Con esta perspectiva ha sido abordado, en mi opinión, el paso de la reforma a través de sus enemigos naturales. La decisión de los dos presidentes de sacar adelante la reforma, pese a quien pese, pone automáticamente en marcha el mecanismo franquista de la adhesión. El de las Cortes advertía hace sólo unos días una expresión del propio Franco para la eventualidad de que los votos necesarios no sean propicios: «Las Leyes Fundamentales tienen soluciones para todo.» Incluso para lograr la cuadratura del círculo.Ante esta situación, las actitudes legalistas y reglamentistas de algunos procuradores están condenadas al fracaso, porque parten de un error esencial: pretenden hacer creer en la utilidad y atribuciones de unas Cortes en las que el fundador del Régimen no creyó.

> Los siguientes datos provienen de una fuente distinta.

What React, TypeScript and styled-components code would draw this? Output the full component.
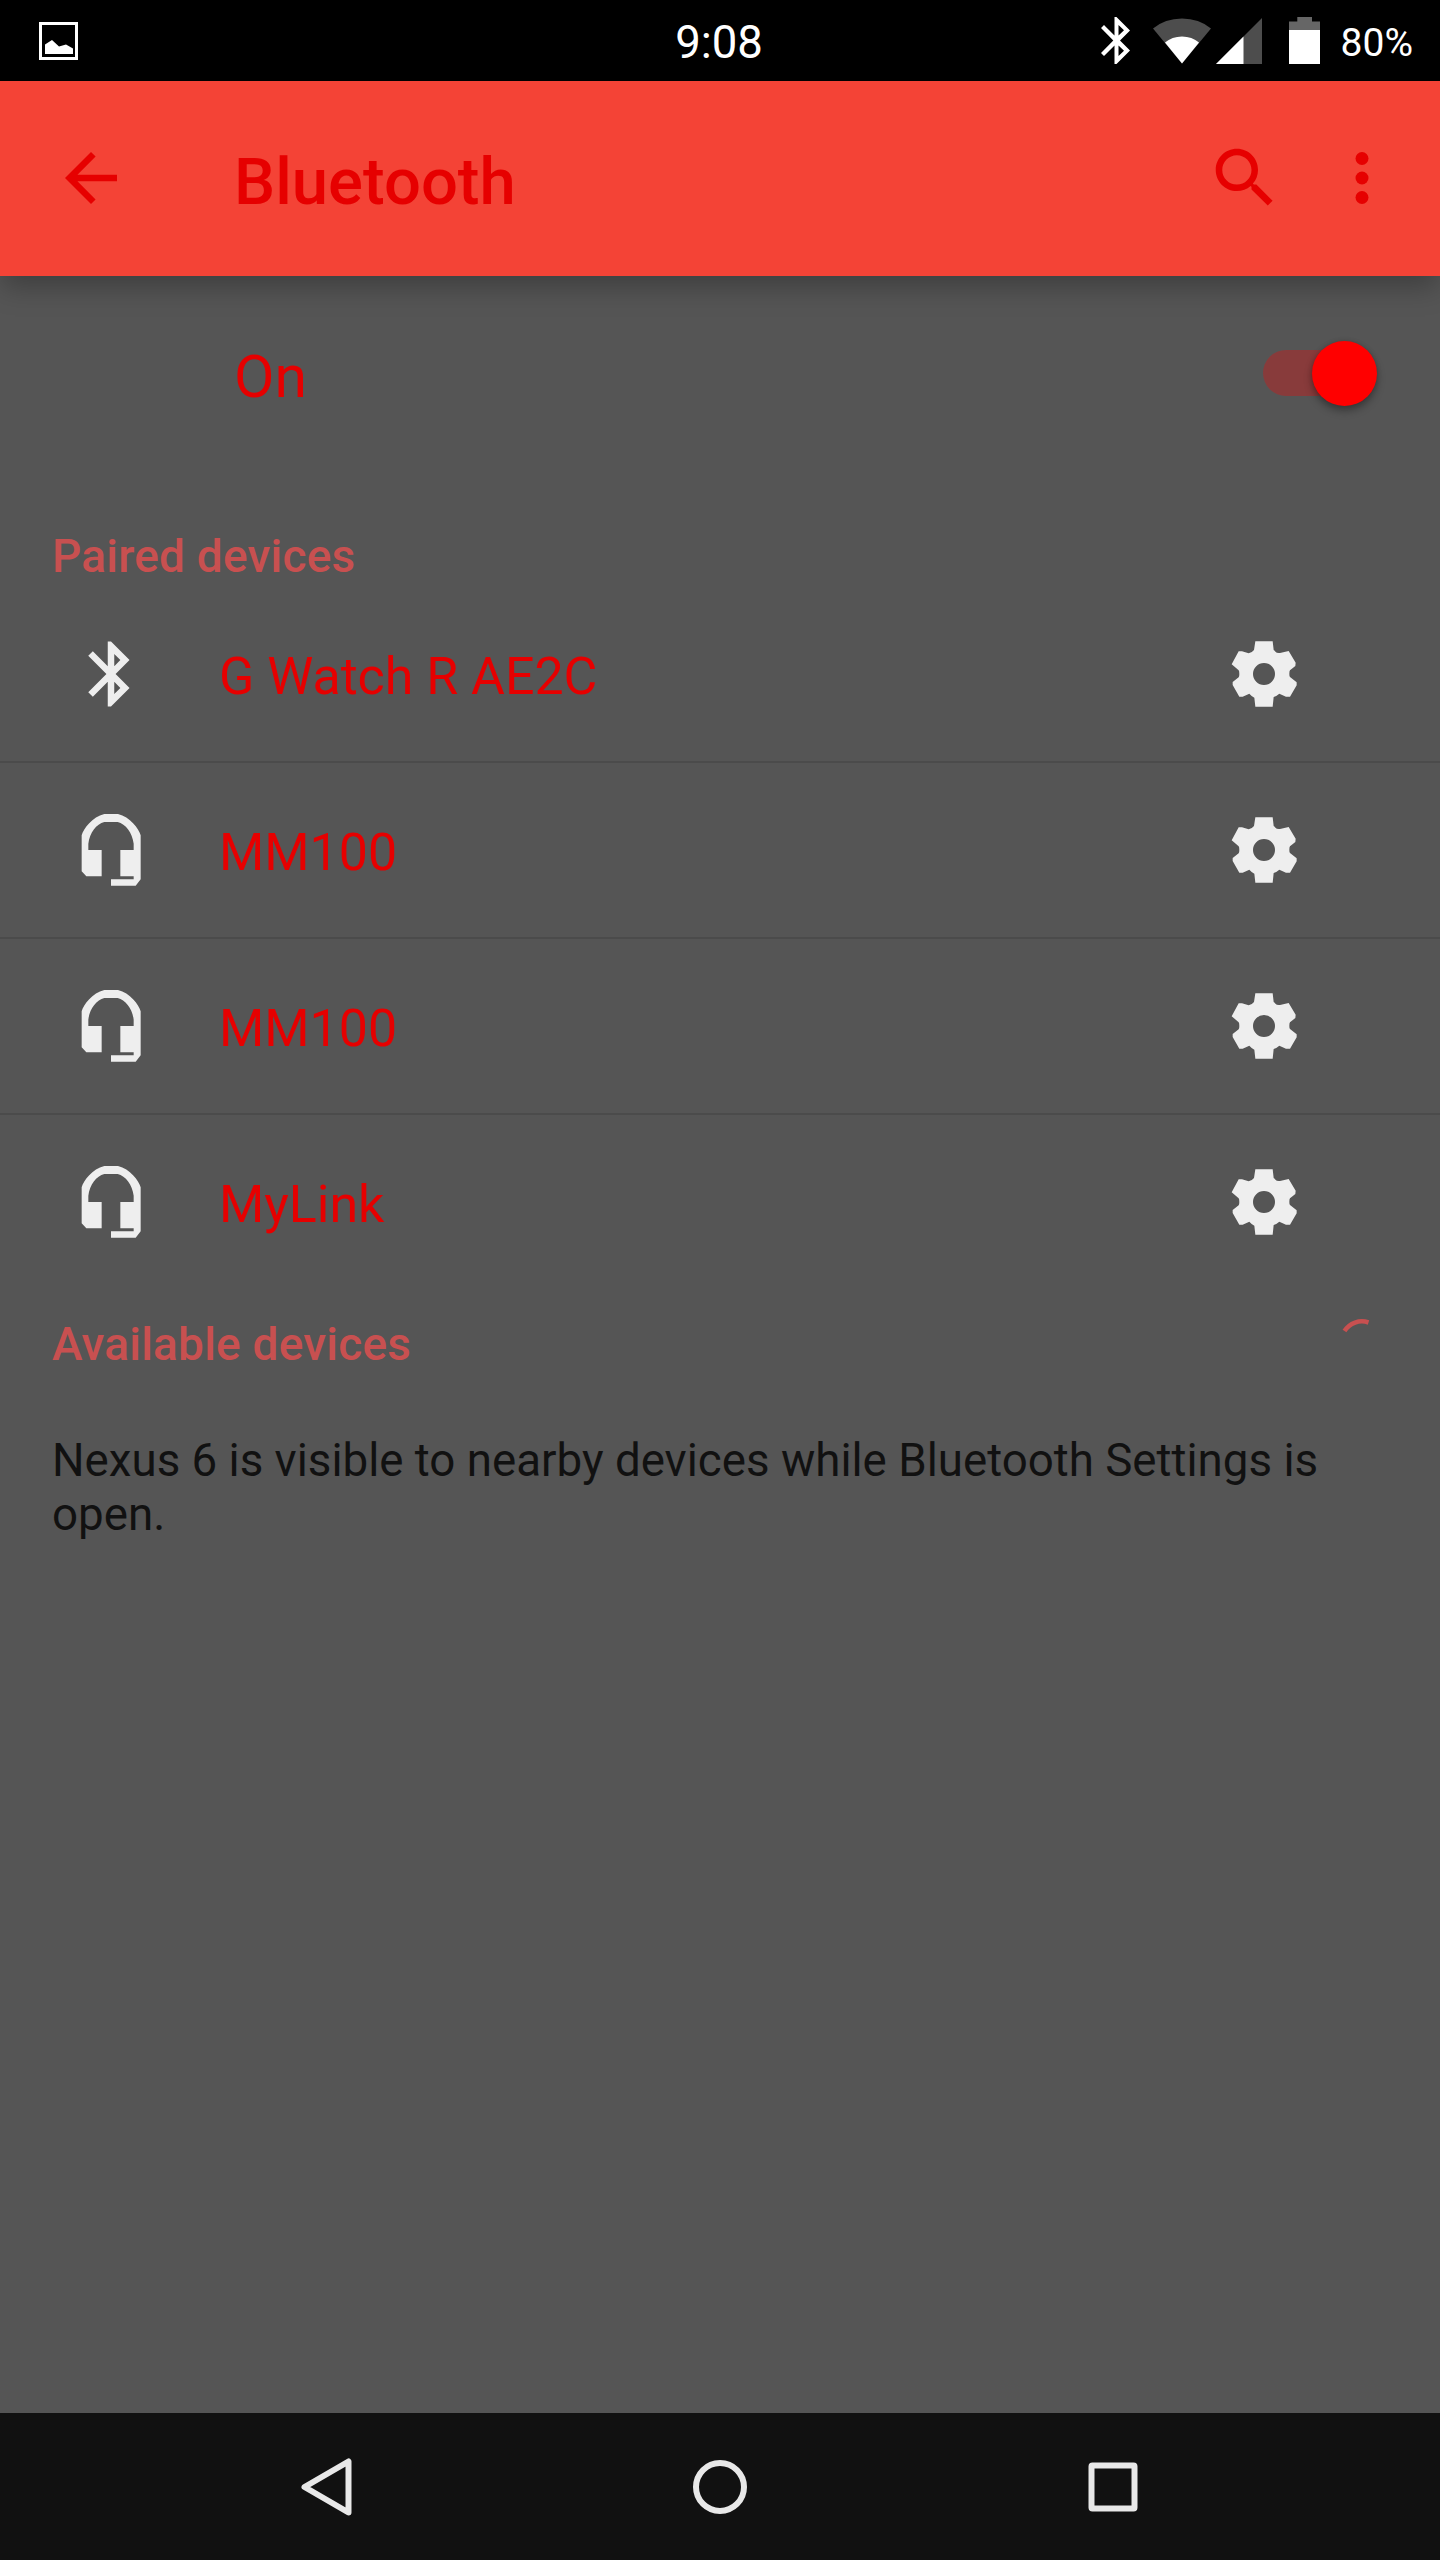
import React from "react";
import styled, { createGlobalStyle } from "styled-components";

const GlobalStyle = createGlobalStyle`
  * { box-sizing: border-box; }
  body { margin: 0; background: #555555; }
`;

const Screen = styled.div`
  display: flex;
  flex-direction: column;
  width: 1440px;
  height: 2560px;
  overflow: hidden;
  background: #555555;
  font-family: Roboto, "Noto Sans", sans-serif;
  font-weight: 400;
  color: #e60000;
`;

const StatusBar = styled.header`
  display: grid;
  grid-template-columns: 1fr auto 1fr;
  align-items: center;
  flex: none;
  height: 81px;
  padding: 0 27px 0 39px;
  background: #000;
  color: #fff;
`;

const StatusLeft = styled.div`
  display: flex;
  align-items: center;
`;

const Clock = styled.div`
  margin-left: -14px;
  padding-top: 4px;
  font-size: 45.5px;
  line-height: 54px;
`;

const StatusRight = styled.div`
  display: flex;
  align-items: center;
  justify-content: flex-end;
`;

const StatusIcon = styled.svg<{ $gap: number }>`
  display: block;
  flex: none;
  margin-right: ${(p) => p.$gap}px;
`;

const BatteryLevel = styled.span`
  padding-top: 5px;
  font-size: 39px;
  line-height: 46px;
`;

const AppBar = styled.div`
  display: flex;
  align-items: center;
  flex: none;
  height: 195px;
  padding: 0 39px 1px 52px;
  background: #f44336;
  box-shadow: 0 13px 26px -2px rgba(0, 0, 0, 0.27);
`;

const ActionIcon = styled.svg`
  display: block;
  flex: none;
  width: 78px;
  height: 78px;
  fill: #e60000;
`;

const Title = styled.h1`
  flex: 1;
  margin: 0;
  padding: 8px 0 0 104px;
  font-size: 65.2px;
  font-weight: 500;
  line-height: 76px;
`;

const Actions = styled.div`
  display: flex;
  gap: 39px;
`;

const SwitchBar = styled.div`
  display: flex;
  align-items: center;
  justify-content: space-between;
  flex: none;
  height: 195px;
  padding: 0 63px 1px 234px;
`;

const SwitchLabel = styled.span`
  padding-top: 7px;
  font-size: 58.8px;
  line-height: 68px;
`;

const SwitchTrack = styled.div`
  display: flex;
  align-items: center;
  justify-content: flex-end;
  width: 114px;
  height: 46px;
  border-radius: 23px;
  background: linear-gradient(90deg, #883b3b 0 82px, transparent 82px);
`;

const SwitchThumb = styled.div`
  flex: none;
  width: 65px;
  height: 65px;
  border-radius: 50%;
  background: #ff0000;
  box-shadow: 0 5px 8px rgba(0, 0, 0, 0.32), 0 0 5px rgba(0, 0, 0, 0.15);
`;

const Content = styled.main`
  display: flex;
  flex-direction: column;
  flex: 1;
`;

const SectionHeader = styled.div<{ $height: number; $top: number }>`
  display: flex;
  justify-content: space-between;
  height: ${(p) => p.$height}px;
  padding: ${(p) => p.$top}px 52px 0;
  color: #c85050;
`;

const SectionTitle = styled.h2`
  margin: 0;
  font-size: 46px;
  font-weight: 500;
  letter-spacing: 0.2px;
  line-height: 54px;
`;

const Spinner = styled.svg`
  display: block;
  flex: none;
  width: 52px;
  height: 52px;
`;

const DeviceList = styled.ul`
  margin: 0;
  padding: 0;
  list-style: none;
`;

const DeviceRow = styled.li`
  display: flex;
  align-items: center;
  height: 176px;
  padding: 0 137px 0 72px;
  border-bottom: 2px solid #4b4b4b;

  &:last-child {
    border-bottom-color: transparent;
  }
`;

const DeviceName = styled.span`
  flex: 1;
  padding: 6px 0 0 69px;
  font-size: 51.9px;
  line-height: 62px;
`;

const RowIcon = styled.svg`
  display: block;
  flex: none;
  width: 78px;
  height: 78px;
  fill: #eeeeee;
`;

const Notice = styled.p`
  margin: 0;
  padding: 2px 100px 0 52px;
  color: #111111;
  font-size: 45.7px;
  line-height: 54px;
`;

const NavBar = styled.nav`
  display: flex;
  align-items: center;
  justify-content: center;
  gap: 315px;
  flex: none;
  height: 147px;
  padding-right: 1px;
  background: #111111;
`;

const NavIcon = styled.svg`
  display: block;
  flex: none;
  width: 78px;
  height: 78px;
  fill: none;
  stroke: #e8e8e8;
  stroke-width: 6;
  stroke-linejoin: round;
`;

const BluetoothIcon = () => (
  <RowIcon viewBox="0 0 24 24">
    <path d="M17.71 7.71L12 2h-1v7.59L6.41 5 5 6.41 10.59 12 5 17.59 6.41 19 11 14.41V22h1l5.71-5.71-4.3-4.29 4.3-4.29zM13 5.83l1.88 1.88L13 9.59V5.83zm1.88 10.46L13 18.17v-3.76l1.88 1.88z" />
  </RowIcon>
);

const HeadsetIcon = () => (
  <RowIcon viewBox="6 33 234 234">
    <path d="M103 42H144C180 50 206 86 212 106V238L197 257H123V238H191V229H151V150H191V131C187 98 167 72 143 66H103C79 72 59 98 55 131V150H95V229H49L35 214V106C41 86 67 50 103 42Z" />
  </RowIcon>
);

const GearIcon = () => (
  <RowIcon viewBox="135 105 234 234">
    <path
      fillRule="evenodd"
      d="M226 124H278L281 150Q284 152 287 156Q290 160 300 159L326 153L347 188L346 198L330 211Q328 213 328 222Q328 229 330 231L350 247V256L330 290H318L298 281Q290 288 281 291L278 320H226L223 293Q216 290 208 281L188 290H178L158 255V246L176 232Q178 230 178 222Q178 213 176 211L155 193L176 154H186L206 160Q216 158 222 150ZM252 189A33 33 0 1 0 252 255A33 33 0 1 0 252 189Z"
    />
  </RowIcon>
);

const devices = [
  { id: 1, name: "G Watch R AE2C", Icon: BluetoothIcon },
  { id: 2, name: "MM100", Icon: HeadsetIcon },
  { id: 3, name: "MM100", Icon: HeadsetIcon },
  { id: 4, name: "MyLink", Icon: HeadsetIcon },
];

export default function App() {
  return (
    <Screen>
      <GlobalStyle />
      <StatusBar>
        <StatusLeft>
          <StatusIcon $gap={0} width="39" height="38" viewBox="0 0 39 38">
            <rect x="1.5" y="1.5" width="36" height="35" fill="none" stroke="#fff" strokeWidth="3" />
            <path d="M6 32V22.5L13 18L20 24.5L27 22.5L34 26.5V32Z" fill="#fff" />
          </StatusIcon>
        </StatusLeft>
        <Clock>9:08</Clock>
        <StatusRight>
          <StatusIcon $gap={23} width="29" height="47" viewBox="0 0 29 47">
            <path
              fillRule="evenodd"
              fill="#fff"
              d="M13.5 0H15.5L29 13.5L19 23.5L29 33.5L15.5 47H13.5V28.5L3 39L0 36L12.3 23.5L0 11L3 8L13.5 18.5ZM17.5 8V18.5L23 13.3ZM17.5 28.5V39L23 33.7Z"
            />
          </StatusIcon>
          <StatusIcon $gap={5} width="58" height="46" viewBox="0 0 58 46">
            <path d="M0 10.5Q12 0.5 29 0.5T58 10.5L29 45.5Z" fill="#4d4d4d" />
            <path d="M12 24.5Q19 18.5 29 18.5T46 24.5L29 45.5Z" fill="#fff" />
          </StatusIcon>
          <StatusIcon $gap={27} width="46" height="46" viewBox="0 0 46 46">
            <path d="M0 46L46 0V46Z" fill="#4d4d4d" />
            <path d="M0 46L27.5 18.5V46Z" fill="#fff" />
          </StatusIcon>
          <StatusIcon $gap={21} width="31" height="47" viewBox="0 0 31 47">
            <path d="M8.3 0H23V4.5H31V13H0V4.5H8.3Z" fill="#666" />
            <path d="M0 13H31V47H0Z" fill="#fff" />
          </StatusIcon>
          <BatteryLevel>80%</BatteryLevel>
        </StatusRight>
      </StatusBar>

      <AppBar>
        <ActionIcon viewBox="0 0 24 24">
          <path d="M20 11H7.83l5.59-5.59L12 4l-8 8 8 8 1.41-1.41L7.83 13H20v-2z" />
        </ActionIcon>
        <Title>Bluetooth</Title>
        <Actions>
          <ActionIcon viewBox="0 0 24 24">
            <path d="M15.5 14h-.79l-.28-.27C15.41 12.59 16 11.11 16 9.5 16 5.91 13.09 3 9.5 3S3 5.91 3 9.5 5.91 16 9.5 16c1.61 0 3.09-.59 4.23-1.57l.27.28v.79l5 4.99L20.49 19l-4.99-5zm-6 0C7.01 14 5 11.99 5 9.5S7.01 5 9.5 5 14 7.01 14 9.5 11.99 14 9.5 14z" />
          </ActionIcon>
          <ActionIcon viewBox="0 0 24 24">
            <circle cx="12" cy="6" r="2" />
            <circle cx="12" cy="12" r="2" />
            <circle cx="12" cy="18" r="2" />
          </ActionIcon>
        </Actions>
      </AppBar>

      <SwitchBar>
        <SwitchLabel>On</SwitchLabel>
        <SwitchTrack>
          <SwitchThumb />
        </SwitchTrack>
      </SwitchBar>

      <Content>
        <SectionHeader $height={116} $top={58}>
          <SectionTitle>Paired devices</SectionTitle>
        </SectionHeader>
        <DeviceList>
          {devices.map(({ id, name, Icon }) => (
            <DeviceRow key={id}>
              <Icon />
              <DeviceName>{name}</DeviceName>
              <GearIcon />
            </DeviceRow>
          ))}
        </DeviceList>
        <SectionHeader $height={141} $top={26}>
          <SectionTitle>Available devices</SectionTitle>
          <Spinner viewBox="0 0 52 52">
            <path d="M8.5 14A20.5 20.5 0 0 1 32.5 5.5" fill="none" stroke="#c85050" strokeWidth="4.5" />
          </Spinner>
        </SectionHeader>
        <Notice>Nexus 6 is visible to nearby devices while Bluetooth Settings is open.</Notice>
      </Content>

      <NavBar>
        <NavIcon viewBox="0 0 78 78">
          <path d="M60.5 13.5V64.5L16.5 39Z" />
        </NavIcon>
        <NavIcon viewBox="0 0 78 78">
          <circle cx="39" cy="39" r="24" />
        </NavIcon>
        <NavIcon viewBox="0 0 78 78">
          <rect x="17.5" y="17.5" width="43" height="43" rx="1" />
        </NavIcon>
      </NavBar>
    </Screen>
  );
}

Lo de «después de Franco, las instituciones» ha de convertirse, en buena lógica, en «después de Franco, las instituciones del posfranquismo». Hacia ellas camina la reforma, que no puede encallarse ante dificultades de menor cuantía. Sería inefable que las Cortes orgánicas se opusieran por primera vez al Poder cuando éste, llevando hasta sus últimas consecuencias el procedimiento franquista, les somete su decidida desaparición.